• **Instructions to follow**:
The listing below must be repeated word for word, with its images excluded.

• **Provided data**:
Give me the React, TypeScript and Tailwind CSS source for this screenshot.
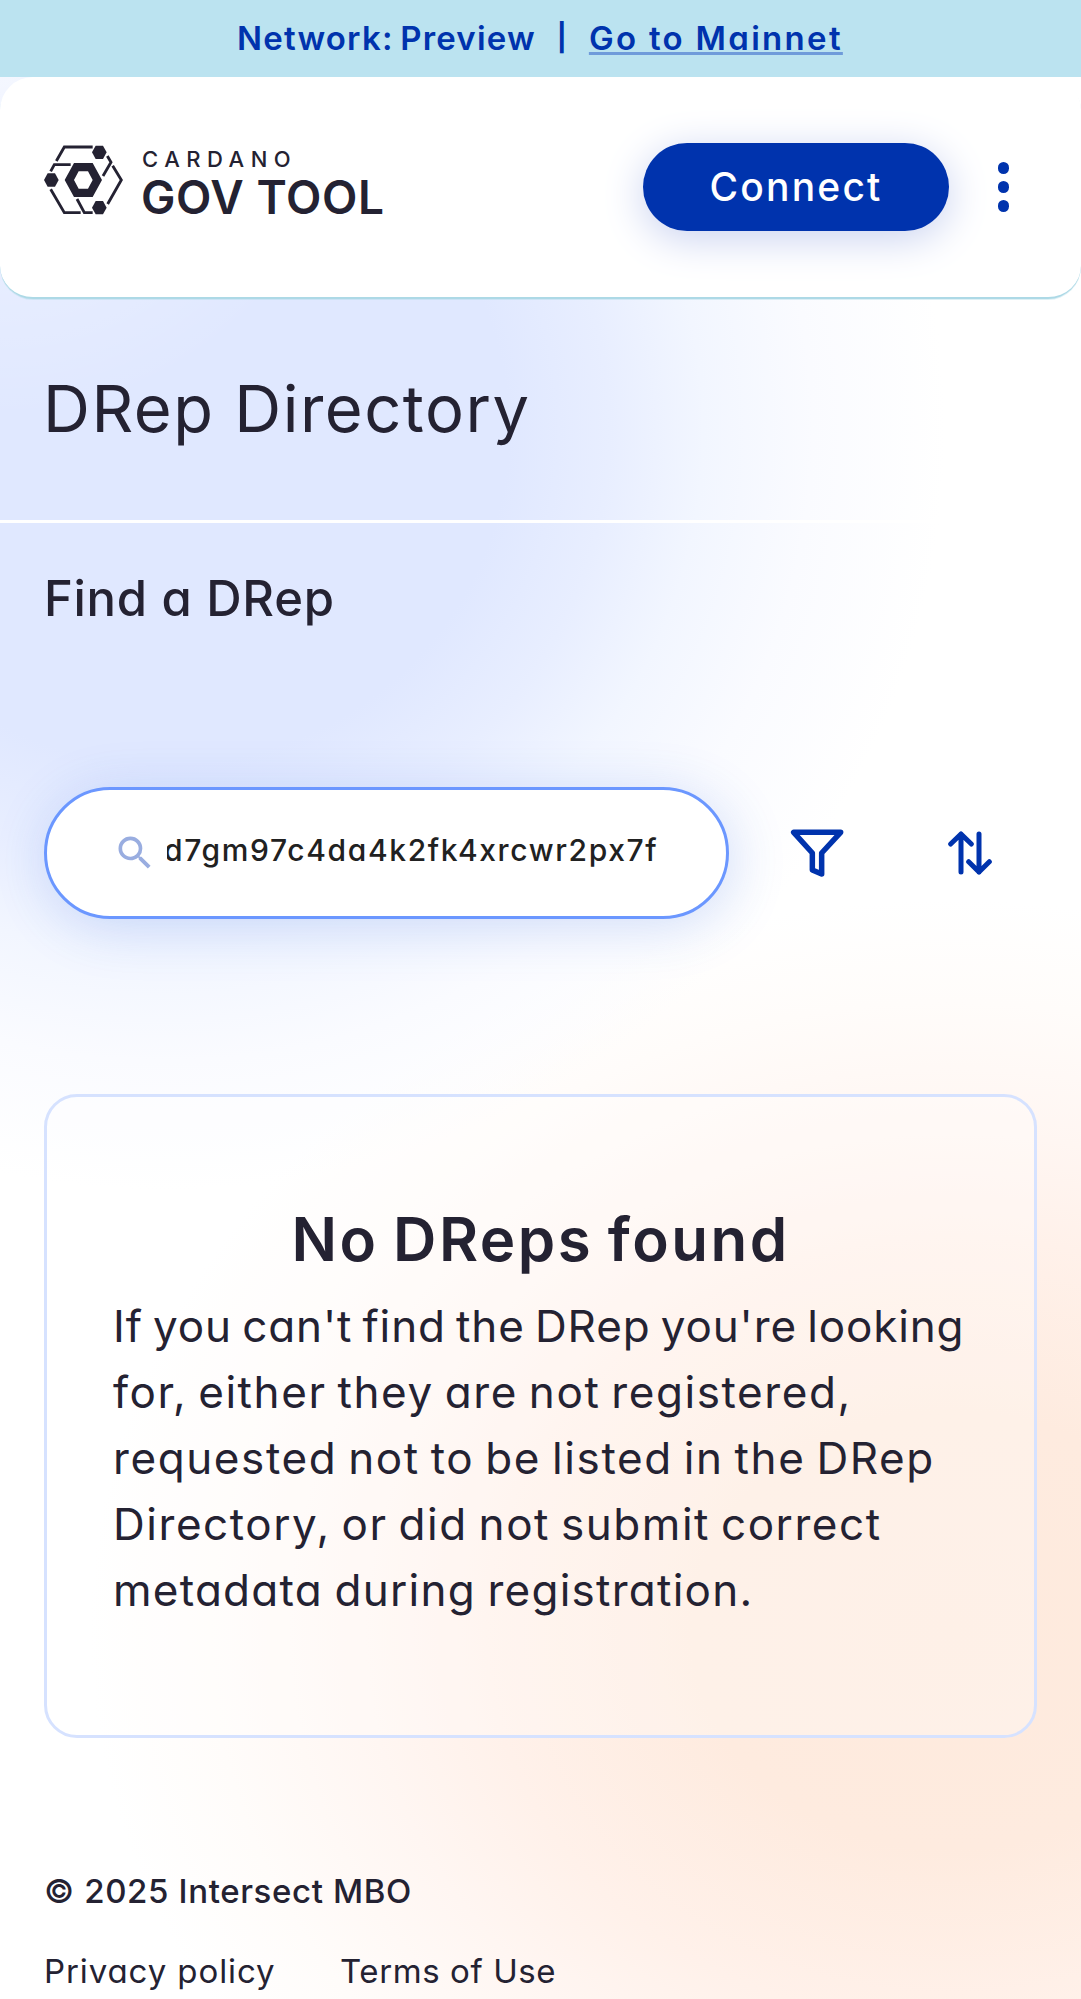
import { MdSearch } from "react-icons/md";

const hexagon = (cx: number, cy: number, w: number, h: number) =>
  `M${cx - w} ${cy}L${cx - w / 2} ${cy - h}H${cx + w / 2}L${cx + w} ${cy}L${cx + w / 2} ${cy + h}H${cx - w / 2}Z`;

function LogoMark() {
  return (
    <svg className="h-[70px] w-[80px] shrink-0" viewBox="42 45 240 210" fill="none">
      <g stroke="#242232" strokeWidth="8.5">
        <path d="M188 51H103L79 93" />
        <path d="M122 104H73L62 124" />
        <path d="M62 178L103 248H152" />
        <path d="M141 207L163 248H188" />
        <path d="M248 107L274 150L233 222" />
        <path d="M232 78L243 97L219 138" />
      </g>
      <g fill="#242232" fillRule="evenodd">
        <path d={hexagon(208, 67, 22, 20)} />
        <path d={hexagon(64, 150, 22, 20)} />
        <path d={hexagon(208, 233, 22, 20)} />
        <path d={hexagon(160, 150, 56, 51) + hexagon(160, 150, 28, 26)} />
      </g>
    </svg>
  );
}

function FilterIcon() {
  return (
    <svg className="h-[48px] w-[54px]" viewBox="149 115 162 144" fill="none" stroke="#0033AD" strokeWidth="16.5" strokeLinecap="round" strokeLinejoin="round">
      <path d="M160 125H301L244 187V250L216 238V187Z" />
    </svg>
  );
}

function SortIcon() {
  return (
    <svg className="h-[44px] w-[44px]" viewBox="626 121 132 132" fill="none" stroke="#0033AD" strokeWidth="15" strokeLinecap="round" strokeLinejoin="round">
      <path d="M665 244V130M634 160L665 130L696 160" />
      <path d="M719 130V244M688 213L719 244L750 213" />
    </svg>
  );
}

const lines = [
  { text: "If you can't find the DRep you're looking", spacing: "tracking-[0.87px] [word-spacing:-3px]" },
  { text: "for, either they are not registered,", spacing: "tracking-[1.58px] [word-spacing:-3px]" },
  { text: "requested not to be listed in the DRep", spacing: "tracking-[1.6px] [word-spacing:-3px]" },
  { text: "Directory, or did not submit correct", spacing: "tracking-[1.55px] [word-spacing:-3px]" },
  { text: "metadata during registration.", spacing: "tracking-[1.25px] [word-spacing:-2px]" },
];

export default function App() {
  return (
    <div className="h-[1999px] w-full overflow-hidden whitespace-nowrap bg-white bg-[radial-gradient(circle_360px_at_0px_60px,#ffffffa0_0%,#ffffff40_55%,#ffffff00_100%),radial-gradient(ellipse_780px_760px_at_165px_430px,#e0e8ff_0%,#e0e8ff_44%,#e8eeff_57%,#f2f6ff_69%,#fafbff_83%,#ffffff00_100%),radial-gradient(ellipse_860px_730px_at_950px_1630px,#feeadd_0%,#feebdf_30%,#fff1ea_54%,#fff6f2_68%,#fffcfa_86%,#ffffff_100%)] font-['Inter',sans-serif] text-[#242232] [font-feature-settings:'cv11']">
      <div className="flex h-[77px] items-center bg-[#bbe3f0] pl-[237px] text-[33px] font-semibold text-[#0033AD]">
        <span className="tracking-[1.2px] [word-spacing:-3px]">Network: Preview</span>
        <span className="ml-[21px] text-[27px] font-bold">|</span>
        <a className="ml-[22px] tracking-[2.3px] underline decoration-[#6f9bda] decoration-[3px] underline-offset-[2px] [text-decoration-skip-ink:none]">Go to Mainnet</a>
      </div>

      <header className="flex h-[222px] items-start rounded-[33px] border-b-2 border-[#add9e6] bg-white pl-[44px] pr-[72px] pt-[66px] shadow-[0_1px_0_#add9e666]">
        <div className="mt-[2px] flex">
          <LogoMark />
          <div className="ml-[17px] mt-[3px] flex flex-col">
            <span className="ml-px text-[22px] font-medium leading-[22px] tracking-[6.5px]">CARDANO</span>
            <span className="mt-[5px] text-[46px] font-semibold leading-[45px] tracking-[0.6px]">GOV TOOL</span>
          </div>
        </div>
        <button className="ml-auto flex h-[88px] w-[306px] items-center justify-center rounded-full bg-[#0033AD] pl-px text-[39px] font-medium tracking-[2.2px] text-white shadow-[0_8px_41px_#c9d2f0]">
          Connect
        </button>
        <div className="ml-[49px] mt-[19px] flex flex-col gap-[7.5px]">
          <i className="size-[11.5px] rounded-full bg-[#0033AD]" />
          <i className="size-[11.5px] rounded-full bg-[#0033AD]" />
          <i className="size-[11.5px] rounded-full bg-[#0033AD]" />
        </div>
      </header>

      <h1 className="pb-[78px] pl-[43px] pt-[77px] text-[65px] leading-[66px] tracking-[1.5px]">DRep Directory</h1>
      <div className="h-[2.5px] bg-white" />

      <main className="px-[44px]">
        <h2 className="mt-[43px] text-[49px] font-medium leading-[66px] tracking-[0.7px]">Find a DRep</h2>

        <div className="mt-[155px] flex items-center">
          <div className="flex h-[132px] w-[685px] items-center rounded-full border-[3px] border-[#6b97ff] bg-white pl-[66px] shadow-[4px_8px_55px_#2f62dc33]">
            <MdSearch className="size-[44px] shrink-0 text-[#99ade0]" />
            <div className="mb-[4px] ml-[10px] w-[500px] overflow-hidden text-[30px] font-medium text-[#212121]">
              <span className="-ml-[3px] tracking-[1.65px]">d7gm97c4da4k2fk4xrcwr2px7f</span>
            </div>
          </div>
          <div className="ml-[61px]"><FilterIcon /></div>
          <div className="ml-[104px]"><SortIcon /></div>
        </div>

        <section className="mt-[175px] h-[644px] rounded-[33px] border-[3px] border-[#d6e2ff] bg-white/30 px-[66px] pt-[98px]">
          <h3 className="text-center text-[60px] font-semibold leading-[88px] tracking-[2.5px] [word-spacing:-3px]">No DReps found</h3>
          <p className="mt-[10px] text-[44px] leading-[66px]">
            {lines.map((l) => (
              <span key={l.text} className={`block ${l.spacing}`}>{l.text}</span>
            ))}
          </p>
        </section>

        <footer className="mt-[131px] text-[33px] leading-[44px]">
          <p className="font-medium tracking-[0.63px]">© 2025 Intersect MBO</p>
          <div className="mt-[36px] flex">
            <a className="w-[296px] tracking-[0.9px]">Privacy policy</a>
            <a className="tracking-[0.6px]">Terms of Use</a>
          </div>
        </footer>
      </main>
    </div>
  );
}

• **Written solution**:
Give me the React, TypeScript and Tailwind CSS source for this screenshot.
import { MdSearch } from "react-icons/md";

const hexagon = (cx: number, cy: number, w: number, h: number) =>
  `M${cx - w} ${cy}L${cx - w / 2} ${cy - h}H${cx + w / 2}L${cx + w} ${cy}L${cx + w / 2} ${cy + h}H${cx - w / 2}Z`;

function LogoMark() {
  return (
    <svg className="h-[70px] w-[80px] shrink-0" viewBox="42 45 240 210" fill="none">
      <g stroke="#242232" strokeWidth="8.5">
        <path d="M188 51H103L79 93" />
        <path d="M122 104H73L62 124" />
        <path d="M62 178L103 248H152" />
        <path d="M141 207L163 248H188" />
        <path d="M248 107L274 150L233 222" />
        <path d="M232 78L243 97L219 138" />
      </g>
      <g fill="#242232" fillRule="evenodd">
        <path d={hexagon(208, 67, 22, 20)} />
        <path d={hexagon(64, 150, 22, 20)} />
        <path d={hexagon(208, 233, 22, 20)} />
        <path d={hexagon(160, 150, 56, 51) + hexagon(160, 150, 28, 26)} />
      </g>
    </svg>
  );
}

function FilterIcon() {
  return (
    <svg className="h-[48px] w-[54px]" viewBox="149 115 162 144" fill="none" stroke="#0033AD" strokeWidth="16.5" strokeLinecap="round" strokeLinejoin="round">
      <path d="M160 125H301L244 187V250L216 238V187Z" />
    </svg>
  );
}

function SortIcon() {
  return (
    <svg className="h-[44px] w-[44px]" viewBox="626 121 132 132" fill="none" stroke="#0033AD" strokeWidth="15" strokeLinecap="round" strokeLinejoin="round">
      <path d="M665 244V130M634 160L665 130L696 160" />
      <path d="M719 130V244M688 213L719 244L750 213" />
    </svg>
  );
}

const lines = [
  { text: "If you can't find the DRep you're looking", spacing: "tracking-[0.87px] [word-spacing:-3px]" },
  { text: "for, either they are not registered,", spacing: "tracking-[1.58px] [word-spacing:-3px]" },
  { text: "requested not to be listed in the DRep", spacing: "tracking-[1.6px] [word-spacing:-3px]" },
  { text: "Directory, or did not submit correct", spacing: "tracking-[1.55px] [word-spacing:-3px]" },
  { text: "metadata during registration.", spacing: "tracking-[1.25px] [word-spacing:-2px]" },
];

export default function App() {
  return (
    <div className="h-[1999px] w-full overflow-hidden whitespace-nowrap bg-white bg-[radial-gradient(circle_360px_at_0px_60px,#ffffffa0_0%,#ffffff40_55%,#ffffff00_100%),radial-gradient(ellipse_780px_760px_at_165px_430px,#e0e8ff_0%,#e0e8ff_44%,#e8eeff_57%,#f2f6ff_69%,#fafbff_83%,#ffffff00_100%),radial-gradient(ellipse_860px_730px_at_950px_1630px,#feeadd_0%,#feebdf_30%,#fff1ea_54%,#fff6f2_68%,#fffcfa_86%,#ffffff_100%)] font-['Inter',sans-serif] text-[#242232] [font-feature-settings:'cv11']">
      <div className="flex h-[77px] items-center bg-[#bbe3f0] pl-[237px] text-[33px] font-semibold text-[#0033AD]">
        <span className="tracking-[1.2px] [word-spacing:-3px]">Network: Preview</span>
        <span className="ml-[21px] text-[27px] font-bold">|</span>
        <a className="ml-[22px] tracking-[2.3px] underline decoration-[#6f9bda] decoration-[3px] underline-offset-[2px] [text-decoration-skip-ink:none]">Go to Mainnet</a>
      </div>

      <header className="flex h-[222px] items-start rounded-[33px] border-b-2 border-[#add9e6] bg-white pl-[44px] pr-[72px] pt-[66px] shadow-[0_1px_0_#add9e666]">
        <div className="mt-[2px] flex">
          <LogoMark />
          <div className="ml-[17px] mt-[3px] flex flex-col">
            <span className="ml-px text-[22px] font-medium leading-[22px] tracking-[6.5px]">CARDANO</span>
            <span className="mt-[5px] text-[46px] font-semibold leading-[45px] tracking-[0.6px]">GOV TOOL</span>
          </div>
        </div>
        <button className="ml-auto flex h-[88px] w-[306px] items-center justify-center rounded-full bg-[#0033AD] pl-px text-[39px] font-medium tracking-[2.2px] text-white shadow-[0_8px_41px_#c9d2f0]">
          Connect
        </button>
        <div className="ml-[49px] mt-[19px] flex flex-col gap-[7.5px]">
          <i className="size-[11.5px] rounded-full bg-[#0033AD]" />
          <i className="size-[11.5px] rounded-full bg-[#0033AD]" />
          <i className="size-[11.5px] rounded-full bg-[#0033AD]" />
        </div>
      </header>

      <h1 className="pb-[78px] pl-[43px] pt-[77px] text-[65px] leading-[66px] tracking-[1.5px]">DRep Directory</h1>
      <div className="h-[2.5px] bg-white" />

      <main className="px-[44px]">
        <h2 className="mt-[43px] text-[49px] font-medium leading-[66px] tracking-[0.7px]">Find a DRep</h2>

        <div className="mt-[155px] flex items-center">
          <div className="flex h-[132px] w-[685px] items-center rounded-full border-[3px] border-[#6b97ff] bg-white pl-[66px] shadow-[4px_8px_55px_#2f62dc33]">
            <MdSearch className="size-[44px] shrink-0 text-[#99ade0]" />
            <div className="mb-[4px] ml-[10px] w-[500px] overflow-hidden text-[30px] font-medium text-[#212121]">
              <span className="-ml-[3px] tracking-[1.65px]">d7gm97c4da4k2fk4xrcwr2px7f</span>
            </div>
          </div>
          <div className="ml-[61px]"><FilterIcon /></div>
          <div className="ml-[104px]"><SortIcon /></div>
        </div>

        <section className="mt-[175px] h-[644px] rounded-[33px] border-[3px] border-[#d6e2ff] bg-white/30 px-[66px] pt-[98px]">
          <h3 className="text-center text-[60px] font-semibold leading-[88px] tracking-[2.5px] [word-spacing:-3px]">No DReps found</h3>
          <p className="mt-[10px] text-[44px] leading-[66px]">
            {lines.map((l) => (
              <span key={l.text} className={`block ${l.spacing}`}>{l.text}</span>
            ))}
          </p>
        </section>

        <footer className="mt-[131px] text-[33px] leading-[44px]">
          <p className="font-medium tracking-[0.63px]">© 2025 Intersect MBO</p>
          <div className="mt-[36px] flex">
            <a className="w-[296px] tracking-[0.9px]">Privacy policy</a>
            <a className="tracking-[0.6px]">Terms of Use</a>
          </div>
        </footer>
      </main>
    </div>
  );
}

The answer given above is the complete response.